Characters Discussed
Sara Smolinski
Sara Smolinski, the youngest of four daughters of Reb Smolinski and his wife. As early as age ten, Sara is intelligent enough to understand the unhappiness and frustration imposed on her Jewish immigrant family by the poverty and squalor of their Hester Street tenement and the zealous domination of her Old World father. Sara also sees the failure of her sisters to free themselves from the domestic tyranny of their father. With a strong will and sense of purpose, she rebels against the old values and follows her “Americanized” way to personal and social freedom. Her aspirations impel her to leave home and to live on her own wages earned as a laborer in a laundry. She becomes educated and begins her career as a teacher.
Reb Smolinski
Reb Smolinski, referred to as Father, a Polish-born despotic zealot and Hebrew scholar who stubbornly applies the literal meaning of the principles of the Torah to life in America.
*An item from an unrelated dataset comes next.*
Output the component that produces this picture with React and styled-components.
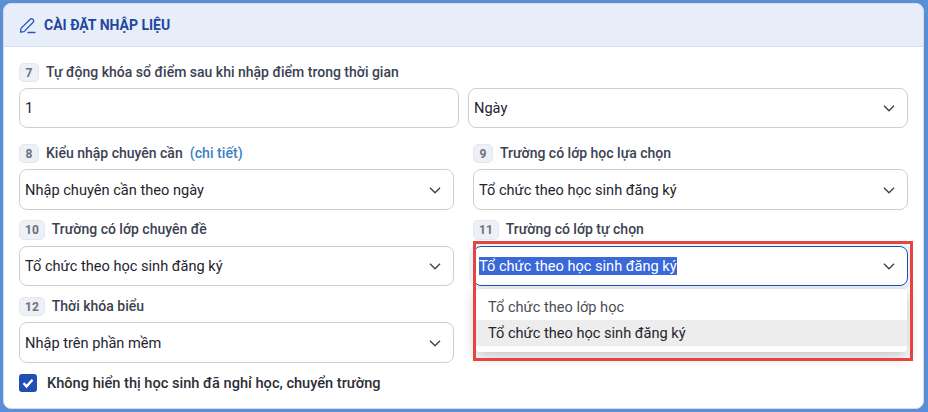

Reb’s religious views, which are in obvious conflict with the values of the New World, make him a selfish tyrant. He insists, as the Torah commands, that his daughters work to support him in his studies. Every penny that they make must be turned over to him; every action that they perform must be geared to his comfort and needs as a holy man of God. He is impractical, unable to survive on his own, and completely dependent on his wife.
Mrs. Smolinski
Mrs. Smolinski, referred to as Mother, his wife. She sees the disparity between Reb’s ideals and the demands of the new life, but she supports her husband as a dutiful wife. She respects him for his principles, but she is clearheaded about the need for survival and often scolds Reb for his foolishness. Strong and practical (she rents out part of the apartment for income), she is nevertheless sensitive to her daughters’ wants, especially to Sara’s attempt to succeed.
Bessie Smolinski
Bessie Smolinski, the oldest daughter, the first to bear the burdens of “giving bread” (providing financial support) to the family. If she had any aspirations, she has buried them in the selfless performance of her duty. At her father’s behest, she marries Zalmon the fish peddler, a widower with a large family. As second mother to the family, she becomes a drudge.
Masha Smolinski
Masha Smolinski, Sara’s beautiful sister. At first, Masha’s love of finery and an “American” lifestyle keeps her above the squalor of immigrant life, but ultimately she, like Bessie, accedes to Reb’s arrangements and marries a dull, loveless parvenu in the garment business. Although Masha initially “escapes” from the Hester Street tenement, she is no more liberated in mind and spirit than Bessie is in body.
Fania Smolinski
Fania Smolinski, the last sister, delicate and childlike. Her life is ruined when she, like all but Sara, marries a man chosen by her father. The husband turns out to be a gambler, and Fania lives on the verge of starvation.
Hugo Seelig
Hugo Seelig, the principal of Sara’s school. A quiet, educated man whose parents came from a neighboring village in Poland, he falls in love with Sara, in whom he sees a kindred spirit. He does not believe Reb’s accusations of Sara’s familial disloyalty. He acquires the old man’s respect and approval by becoming Reb’s pupil and learning Hebrew. At the novel’s end, Hugo and Sara become engaged.